I took off the soffit vents from the side of the house to get access to the space above my garage wall. I then threaded the hose from the attic down the roofline to the top of my garage wall. I then went inside the garage and cut a 1.5″ hole up through the wall until I had a path for the hose. Unfortunately for me, the hole saw on the drill was a bit tight for the hose, so I had to spend another 20 minutes carving the hole out with the undersized saw.

Eventually the hose went through. I nailed the soffit vents back on the house, nailed the hose to the attic wall so it wouldn’t come loose, and went down to the garage for the coax I wanted to pull through the hose.

Oops.
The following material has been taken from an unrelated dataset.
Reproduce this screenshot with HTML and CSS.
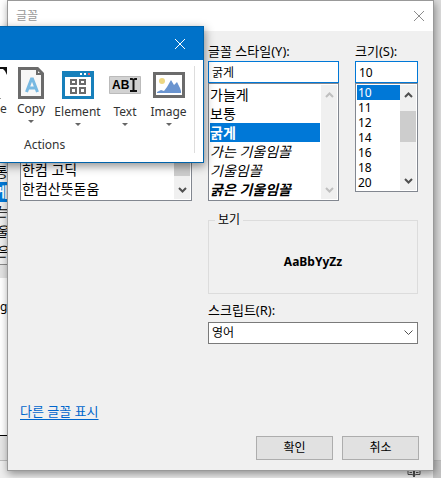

No coax long enough! Back to the parents house for some coax, which they graciously gave me in exchange for fixing their TV. I tweaked their TV a little more before returning with the coax.

The hose conduit worked like a champ. The coax was installed in about 10 minutes, whereas it would’ve taken over an hour to thread it through separately. Putting in that conduit took the better part of the weekend, but now I can wire up just about anything in my attic without so much as getting my hands dirty. The conduit also allows us to drywall the garage some day without sacrificing our ability to run wires. Woot!
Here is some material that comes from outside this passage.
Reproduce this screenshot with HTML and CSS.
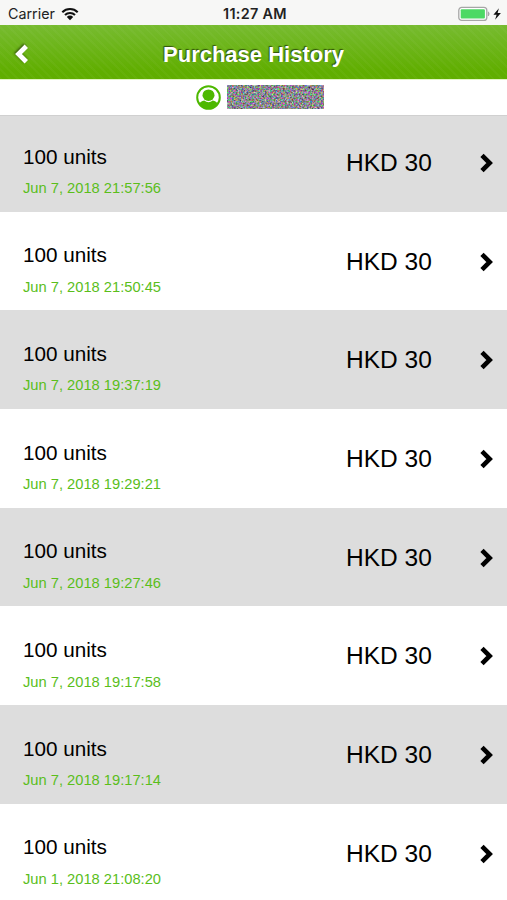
FILE: index.html
```
<!DOCTYPE html>
<html lang="en">
<head>
    <meta charset="UTF-8">
    <meta name="viewport" content="width=device-width, initial-scale=1.0">
    <link rel="stylesheet" href="styles.css">
    <title>Purchase History</title>
</head>
<body>

    <div class="status">
        <div class="carrier">
            <span>Carrier</span>
            <svg class="wifi" width="18" height="14" viewBox="0 0 18 14">
                <path d="M1.3 5.2a11 11 0 0 1 15.4 0M4 8a7.1 7.1 0 0 1 10 0" fill="none" stroke="#111" stroke-width="2.1"/>
                <path d="M5.8 9.9a4.5 4.5 0 0 1 6.4 0L9 13.2z" fill="#111"/>
            </svg>
        </div>
        <div class="time">11:27 AM</div>
        <div class="power">
            <svg width="44" height="16" viewBox="0 0 44 16">
                <rect x="0.8" y="1.4" width="28" height="13" rx="3" fill="#fff" stroke="#a6a6a6" stroke-width="1.3"/>
                <rect x="2.7" y="3.3" width="24.2" height="9.2" rx="1" fill="#4cd964"/>
                <path d="M30.4 5.8q1.6 2.1 0 4.2z" fill="#999" stroke="#999" stroke-width="0.6"/>
                <path d="M40.9 2.3L35.4 8.8h3.2l-1.5 5 5.8-6.9h-3.3z" fill="#111"/>
            </svg>
        </div>
    </div>

    <header class="navbar">
        <svg class="back" width="15" height="22" viewBox="0 0 15 22">
            <path d="M12.3 3.2L4.500 11l7.800 7.800" fill="none" stroke="#fff" stroke-width="4.800"/>
        </svg>
        <h1>Purchase History</h1>
    </header>

    <div class="user">
        <svg width="25" height="25" viewBox="0 0 25 25">
            <circle cx="12.5" cy="12.5" r="11.3" fill="#fff" stroke="#4db800" stroke-width="2"/>
            <path d="M3.2 19.2c.8-2.200 2.600-3.200 5-3.700q4.300 3.400 8.600 0c2.400.5 4.200 1.500 5 3.700A11.300 11.300 0 0 1 3.200 19.200z" fill="#4db800"/>
            <ellipse cx="12.5" cy="10.200" rx="6" ry="5.800" fill="#4db800"/>
        </svg>
        <svg class="masked" width="97" height="24" viewBox="0 0 97 24">
            <filter id="noise" x="0" y="0" width="100%" height="100%" color-interpolation-filters="sRGB">
                <feTurbulence type="fractalNoise" baseFrequency="0.55" numOctaves="2" seed="4"/>
                <feColorMatrix values="1.2 0 0 0 -0.06  0 1.2 0 0 -0.06  0 0 1.2 0 -0.04  0 0 0 0 1"/>
            </filter>
            <rect width="97" height="24" filter="url(#noise)"/>
        </svg>
    </div>

    <div class="list" id="list"></div>

    <script>
        const purchases = [
            { units: 100, date: 'Jun 7, 2018 21:57:56', price: 'HKD 30' },
            { units: 100, date: 'Jun 7, 2018 21:50:45', price: 'HKD 30' },
            { units: 100, date: 'Jun 7, 2018 19:37:19', price: 'HKD 30' },
            { units: 100, date: 'Jun 7, 2018 19:29:21', price: 'HKD 30' },
            { units: 100, date: 'Jun 7, 2018 19:27:46', price: 'HKD 30' },
            { units: 100, date: 'Jun 7, 2018 19:17:58', price: 'HKD 30' },
            { units: 100, date: 'Jun 7, 2018 19:17:14', price: 'HKD 30' },
            { units: 100, date: 'Jun 1, 2018 21:08:20', price: 'HKD 30' }
        ];

        const list = document.getElementById('list');
        for (const item of purchases) {
            const row = document.createElement('div');
            row.className = 'row';
            row.innerHTML = `
                <div class="info">
                    <div class="units">${item.units} units</div>
                    <div class="date">${item.date}</div>
                </div>
                <div class="price">${item.price}</div>
                <svg class="arrow" width="15" height="20" viewBox="0 0 15 20">
                    <path d="M3 2.3L10.700 10 3 17.700" fill="none" stroke="#000" stroke-width="4.600"/>
                </svg>`;
            list.appendChild(row);
        }
    </script>

</body>
</html>
```
FILE: styles.css
```
* {
    box-sizing: border-box;
}

body {
    margin: 0;
    height: 900px;
    overflow: hidden;
    background-color: #fff;
    font-family: "Liberation Sans", Arial, sans-serif;
    color: #000;
}

svg {
    display: block;
}

.status {
    display: grid;
    grid-template-columns: 1fr auto 1fr;
    align-items: center;
    height: 25px;
    padding: 2px 5px 0 8px;
    background-color: #f7f7f6;
    font-family: Inter, sans-serif;
    font-size: 14.3px;
    line-height: 20px;
    color: #222;
}

.carrier {
    display: flex;
    align-items: center;
    gap: 6px;
}

.time {
    font-size: 14.4px;
    font-weight: 600;
    letter-spacing: 0.3px;
}

.power {
    justify-self: end;
}

.navbar {
    display: grid;
    grid-template-columns: 40px 1fr 40px;
    align-items: center;
    height: 54px;
    padding: 3px 0 0;
    background-image: repeating-linear-gradient(45deg, rgba(255, 255, 255, 0.03) 0 2px, transparent 2px 6px),
        linear-gradient(#77bb30, #60ae00 85%);
    color: #fff;
}

.navbar h1 {
    margin: 0;
    padding-top: 2px;
    font-size: 22px;
    line-height: 28px;
    text-align: center;
    text-shadow: -1px -1px 1px rgba(0, 0, 0, 0.55);
}

.back {
    margin-left: 14px;
    filter: drop-shadow(-1px -1px 1px rgba(0, 0, 0, 0.5));
}

/* the list starts slightly under this bar */
.user {
    position: relative;
    z-index: 1;
    display: flex;
    align-items: center;
    justify-content: center;
    gap: 6px;
    height: 37px;
    padding: 0 0 1px 12px;
    background-color: #fff;
    border-top: 1px solid #e2f6c4;
    border-bottom: 1px solid #d0d0d0;
}

.list {
    margin-top: -3px;
}

.row {
    display: flex;
    align-items: center;
    height: 98.7px;
    padding: 1px 13px 0 23px;
}

.row:nth-child(odd) {
    background-color: #ddd;
}

.info {
    flex: 1;
    padding-top: 19px;
}

.units {
    font-size: 20.7px;
    line-height: 28px;
}

.date {
    margin-top: 3.5px;
    font-size: 14.7px;
    line-height: 28px;
    color: #5abe1b;
}

.price {
    width: 133px;
    font-size: 24.5px;
    line-height: 30px;
}
```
That’s not the only thing we did that weekend. I put up three picture shelves in our den, measuring them precisely so they line up with the wall studs. This was one of those rare project where the holes I drilled were all right on target. I was skeptical of how the shelves would look, but Kelly has sold me on them. They really add a lot to the room.

Oh, and as someone already mentioned, the Wolfpack won and the Heels lost their games on Saturday. Gotta love that. I took time out from the projects to watch the end of the State game.

We had some good family time during all of that, too. I will be on the road frequently in the next few weeks, so I aim to enjoy all the family time I can get.